Optimizing blocking requests

We’re using consul and nomad extensively at Fly.io, specifically blocking queries.

To keep a synchronized state in our proxy, we need to run ~ 50 concurrent blocking queries at all times. This puts some stress on consul and our own proxy.

We’ve implemented a client that follows the guidelines presented in the documentation (https://www.consul.io/api/features/blocking.html). However, it’s unrealistic to use a global rate limiter for requests to consul.

We’re trying to reduce the number of requests we do, here’s the rundown of the requests we’re doing:

  • 3 x blocking query on kv prefixes (some of which might return 2-3MBs of JSON, currently)
  • 1 x blocking query on the any health check list endpoint
  • n x blocking query to get services on each node (that’s currently 45+, but will grow much more!)

I’ve added a rate limiter per blocking query we’re doing, but that’s not enough. These queries update very often as nomad allocs are spun up and down.

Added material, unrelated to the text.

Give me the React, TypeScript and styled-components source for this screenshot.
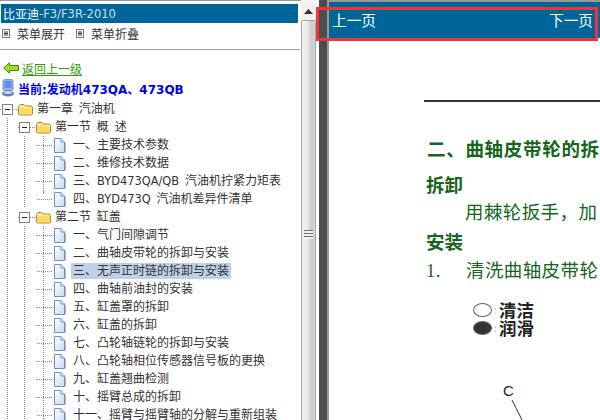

Is there a endpoint I missed to get all service instances from all nodes? The catalog only returns the service names which is not helpful in our case. We need to get the whole service object.

Our current thinking is we’ll want to ingest that from a centralized server and fanout through a queue. We we’re hoping we wouldn’t have to do that since it seemed like an extraneous layer with consul clients providing similar functionality.